Until then, click here for your contributions.  
Thank you
L&P  

Friday, January 17, 2014

and there's Parliament...again




If you are a regular visitor to this blog you have noticed an extreme drop off in the frequency of posts.  Trust that there have been several attempts at updates but they have been interrupted by, well... let me just try to summarize the last few months.

Maggie went to the hospital, Maggie went to the hospital again, we thought Maggie had pneumonia, then we thought she had  vasculitis, then we thought she may have leukemia, turns how she just had strep.  Then a bunch of produce fell on my wife while shopping, then the car broke, then the other car broke, then the cars got fixed then Thanksgiving, then Christmas, then crying crying and crying, also sleep deprivation, a near hostage situation, braces, then a f'd up situation regarding medications, and finally the boys keeping banging their heads on crap.

Yeah, that all happened.

That being said, I'd like to introduce you to our next endeavor.  My 15 year old is going to Europe. We are working on  funding that, since we are all about crowd sourcing so I'd like to invite you to check out her page.

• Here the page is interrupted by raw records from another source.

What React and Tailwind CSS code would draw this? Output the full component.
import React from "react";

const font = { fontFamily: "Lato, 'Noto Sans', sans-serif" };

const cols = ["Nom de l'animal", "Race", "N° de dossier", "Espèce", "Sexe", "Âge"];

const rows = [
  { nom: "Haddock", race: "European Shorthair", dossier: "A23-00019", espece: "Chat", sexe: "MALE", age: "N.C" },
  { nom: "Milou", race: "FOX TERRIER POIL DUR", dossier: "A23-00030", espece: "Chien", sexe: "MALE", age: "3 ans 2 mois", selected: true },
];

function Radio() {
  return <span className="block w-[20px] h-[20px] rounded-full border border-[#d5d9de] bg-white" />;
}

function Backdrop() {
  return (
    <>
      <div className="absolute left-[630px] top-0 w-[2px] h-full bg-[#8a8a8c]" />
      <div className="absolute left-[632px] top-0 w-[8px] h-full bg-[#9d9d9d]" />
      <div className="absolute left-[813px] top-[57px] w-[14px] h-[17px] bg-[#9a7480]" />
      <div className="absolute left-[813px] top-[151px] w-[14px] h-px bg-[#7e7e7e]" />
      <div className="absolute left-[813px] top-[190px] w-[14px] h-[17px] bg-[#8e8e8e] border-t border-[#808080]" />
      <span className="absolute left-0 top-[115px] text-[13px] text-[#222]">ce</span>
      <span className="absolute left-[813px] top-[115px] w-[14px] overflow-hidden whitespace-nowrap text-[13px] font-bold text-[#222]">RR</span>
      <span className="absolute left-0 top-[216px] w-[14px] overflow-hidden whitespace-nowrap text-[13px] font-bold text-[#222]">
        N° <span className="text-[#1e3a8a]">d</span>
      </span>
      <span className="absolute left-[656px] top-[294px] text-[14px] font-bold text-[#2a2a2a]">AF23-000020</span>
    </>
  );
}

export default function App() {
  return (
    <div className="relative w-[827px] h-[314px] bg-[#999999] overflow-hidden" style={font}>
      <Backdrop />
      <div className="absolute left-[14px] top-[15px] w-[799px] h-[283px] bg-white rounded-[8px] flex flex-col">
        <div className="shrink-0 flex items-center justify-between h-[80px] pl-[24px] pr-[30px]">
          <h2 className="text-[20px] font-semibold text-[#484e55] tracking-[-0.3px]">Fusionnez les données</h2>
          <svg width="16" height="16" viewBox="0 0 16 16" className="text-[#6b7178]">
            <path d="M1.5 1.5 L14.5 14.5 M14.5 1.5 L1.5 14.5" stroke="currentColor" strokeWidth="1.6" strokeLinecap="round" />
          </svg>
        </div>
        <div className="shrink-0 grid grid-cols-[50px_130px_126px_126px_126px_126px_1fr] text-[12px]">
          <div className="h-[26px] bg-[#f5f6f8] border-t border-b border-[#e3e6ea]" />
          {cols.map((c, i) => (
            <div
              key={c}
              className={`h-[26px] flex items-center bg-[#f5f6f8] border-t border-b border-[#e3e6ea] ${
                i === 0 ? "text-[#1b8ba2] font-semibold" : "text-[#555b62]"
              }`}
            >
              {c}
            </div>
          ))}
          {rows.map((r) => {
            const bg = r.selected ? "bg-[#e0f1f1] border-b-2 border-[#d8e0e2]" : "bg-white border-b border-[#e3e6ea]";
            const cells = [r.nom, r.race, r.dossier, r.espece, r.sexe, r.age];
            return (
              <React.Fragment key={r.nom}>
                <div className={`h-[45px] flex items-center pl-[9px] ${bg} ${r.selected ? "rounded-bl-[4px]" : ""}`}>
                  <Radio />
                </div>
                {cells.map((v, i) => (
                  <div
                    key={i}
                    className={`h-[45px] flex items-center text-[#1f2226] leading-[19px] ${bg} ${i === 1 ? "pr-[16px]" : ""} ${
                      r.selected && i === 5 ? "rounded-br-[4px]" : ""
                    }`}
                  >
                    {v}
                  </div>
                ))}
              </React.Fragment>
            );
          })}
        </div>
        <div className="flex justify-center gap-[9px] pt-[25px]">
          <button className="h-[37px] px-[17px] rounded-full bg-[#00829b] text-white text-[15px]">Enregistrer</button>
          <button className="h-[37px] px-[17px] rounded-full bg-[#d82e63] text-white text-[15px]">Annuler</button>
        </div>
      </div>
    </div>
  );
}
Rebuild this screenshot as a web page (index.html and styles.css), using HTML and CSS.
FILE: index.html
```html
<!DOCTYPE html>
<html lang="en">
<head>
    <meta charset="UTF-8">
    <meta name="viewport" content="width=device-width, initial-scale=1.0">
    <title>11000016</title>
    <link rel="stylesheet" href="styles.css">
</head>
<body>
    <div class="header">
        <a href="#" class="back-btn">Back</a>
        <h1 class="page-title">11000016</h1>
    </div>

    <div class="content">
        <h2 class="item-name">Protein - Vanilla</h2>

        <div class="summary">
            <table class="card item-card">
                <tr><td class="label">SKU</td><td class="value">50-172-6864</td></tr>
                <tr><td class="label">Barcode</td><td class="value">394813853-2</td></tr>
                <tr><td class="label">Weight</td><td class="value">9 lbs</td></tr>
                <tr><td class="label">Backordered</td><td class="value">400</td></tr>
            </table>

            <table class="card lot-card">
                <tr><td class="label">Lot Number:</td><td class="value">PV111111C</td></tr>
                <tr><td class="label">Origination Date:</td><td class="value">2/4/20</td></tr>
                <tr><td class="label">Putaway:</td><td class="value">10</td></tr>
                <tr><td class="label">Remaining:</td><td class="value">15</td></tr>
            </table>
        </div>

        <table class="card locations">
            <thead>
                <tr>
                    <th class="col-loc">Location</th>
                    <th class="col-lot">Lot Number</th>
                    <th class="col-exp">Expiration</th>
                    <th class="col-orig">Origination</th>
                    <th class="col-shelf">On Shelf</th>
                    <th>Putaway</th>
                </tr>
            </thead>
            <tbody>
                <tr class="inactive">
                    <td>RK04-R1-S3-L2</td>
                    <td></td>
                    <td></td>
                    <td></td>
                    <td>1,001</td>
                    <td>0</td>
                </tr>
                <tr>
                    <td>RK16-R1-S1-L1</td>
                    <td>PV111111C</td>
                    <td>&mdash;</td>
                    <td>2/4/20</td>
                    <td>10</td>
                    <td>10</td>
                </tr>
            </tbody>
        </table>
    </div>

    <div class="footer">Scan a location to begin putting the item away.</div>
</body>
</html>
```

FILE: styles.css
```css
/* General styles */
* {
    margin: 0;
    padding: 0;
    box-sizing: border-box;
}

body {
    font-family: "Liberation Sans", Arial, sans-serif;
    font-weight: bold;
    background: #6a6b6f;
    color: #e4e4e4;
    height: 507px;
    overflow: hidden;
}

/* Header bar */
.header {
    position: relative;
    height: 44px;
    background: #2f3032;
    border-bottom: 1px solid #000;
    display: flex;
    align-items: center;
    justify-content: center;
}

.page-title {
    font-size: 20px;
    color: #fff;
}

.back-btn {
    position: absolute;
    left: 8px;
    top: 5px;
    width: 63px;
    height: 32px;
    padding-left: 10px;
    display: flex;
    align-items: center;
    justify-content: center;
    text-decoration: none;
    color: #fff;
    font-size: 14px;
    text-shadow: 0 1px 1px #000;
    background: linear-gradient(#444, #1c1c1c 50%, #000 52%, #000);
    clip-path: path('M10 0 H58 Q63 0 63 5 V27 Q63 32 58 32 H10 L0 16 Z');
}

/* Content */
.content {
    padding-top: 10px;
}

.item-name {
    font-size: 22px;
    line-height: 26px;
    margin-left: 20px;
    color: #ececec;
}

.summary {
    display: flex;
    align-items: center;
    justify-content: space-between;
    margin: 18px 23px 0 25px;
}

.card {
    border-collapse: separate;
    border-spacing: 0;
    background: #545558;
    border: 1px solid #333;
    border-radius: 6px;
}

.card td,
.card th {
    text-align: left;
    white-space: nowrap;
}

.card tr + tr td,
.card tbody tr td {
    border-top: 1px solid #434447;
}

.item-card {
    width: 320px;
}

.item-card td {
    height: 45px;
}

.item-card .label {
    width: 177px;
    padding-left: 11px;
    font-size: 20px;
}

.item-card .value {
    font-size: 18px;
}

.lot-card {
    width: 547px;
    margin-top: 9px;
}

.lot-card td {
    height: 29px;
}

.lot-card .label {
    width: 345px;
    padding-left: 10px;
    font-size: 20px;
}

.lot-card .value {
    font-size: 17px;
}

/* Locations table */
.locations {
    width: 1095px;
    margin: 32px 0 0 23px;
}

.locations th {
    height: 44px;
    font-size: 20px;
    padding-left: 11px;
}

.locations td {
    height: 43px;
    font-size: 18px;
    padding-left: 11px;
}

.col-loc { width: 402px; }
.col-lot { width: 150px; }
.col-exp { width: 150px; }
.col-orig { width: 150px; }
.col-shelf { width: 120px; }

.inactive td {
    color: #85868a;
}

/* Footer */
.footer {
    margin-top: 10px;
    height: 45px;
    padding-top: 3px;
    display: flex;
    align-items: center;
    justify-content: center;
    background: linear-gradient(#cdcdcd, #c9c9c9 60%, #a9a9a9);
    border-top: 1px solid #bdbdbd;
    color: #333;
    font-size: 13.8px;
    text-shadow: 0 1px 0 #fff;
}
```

We are not looking for hand outs (although they are gratefully accepted) we are looking to find ways in which she can earn this money.  Things like dog walking, baby sitting, baby walking, dog sitting, bathing any combination of dogs and/or babies, car cleaning, house sitting, or anything else in this vein. 

In addition, I am offering personal self defense classes at a discounted rate (if you didn't know I taught martial arts for about a decade) as well as group zombie defense classes (Z Fu, yes this is a real thing) and finally I will perform unsanctioned 1 man reenactments of movies I have seen way to many times.  Currently the menu consists of Ghostbusters, The Three Amigos, Big Trouble In Little China, Dances With Wolves, White Men Can't Jump, Grease, The Princess Bride, and Die Hard. You should be forewarned that these performances will be terrible.  Just terrible.  You are basically paying to watch me make an ass of myself.
If you are interested in any of these please email us at Levityandperspective@gmail.com.

That is all for now I hope your new year is starting off well and that you are keeping warm if you are in an area effected by the arctic death zone.